Notes and Reflections

  • Interesting Insights:
    • The simplicity of the MLP architecture and its effectiveness in representing complex scenes.
    • The concept of overfitting the network to a single scene to achieve high-quality rendering.
    • The importance of positional encoding for capturing high-frequency details.
    • The effectiveness of hierarchical sampling for improving rendering efficiency.
    • The ability of the model to learn view-dependent effects, even though it's a form of "cheating" or "eye-trickery".
  • Lessons Learned:
    • Implicit neural representations can be a powerful tool for representing 3D scenes.
    • Positional encoding is crucial for capturing high-frequency information.

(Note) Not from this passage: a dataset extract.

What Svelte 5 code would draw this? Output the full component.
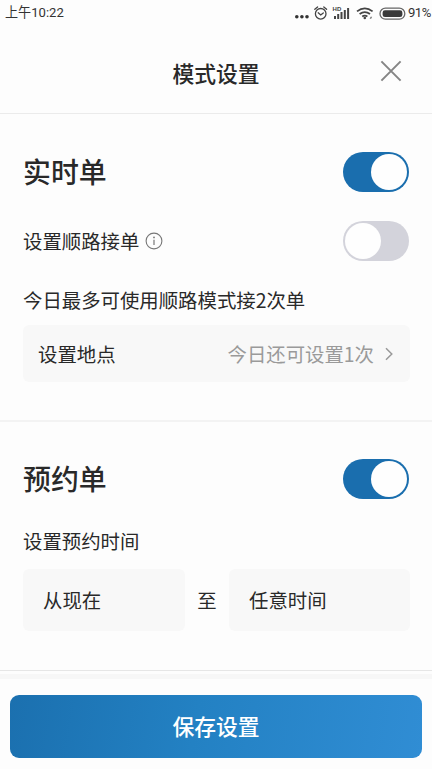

    • Hierarchical sampling can significantly improve rendering efficiency.
    • Overfitting can be a useful technique in specific contexts, such as representing a single scene.
  • Future Directions:
    • Research on making NeRF more generalizable to avoid overfitting.
    • Exploring methods to reduce training time.
    • Investigating the use of attention mechanisms to improve performance.
    • Exploring how to create true "world models" that capture the underlying physics of the scene, rather than just visual appearance.
    • Comparing NeRF to other methods like Gaussian Splatting.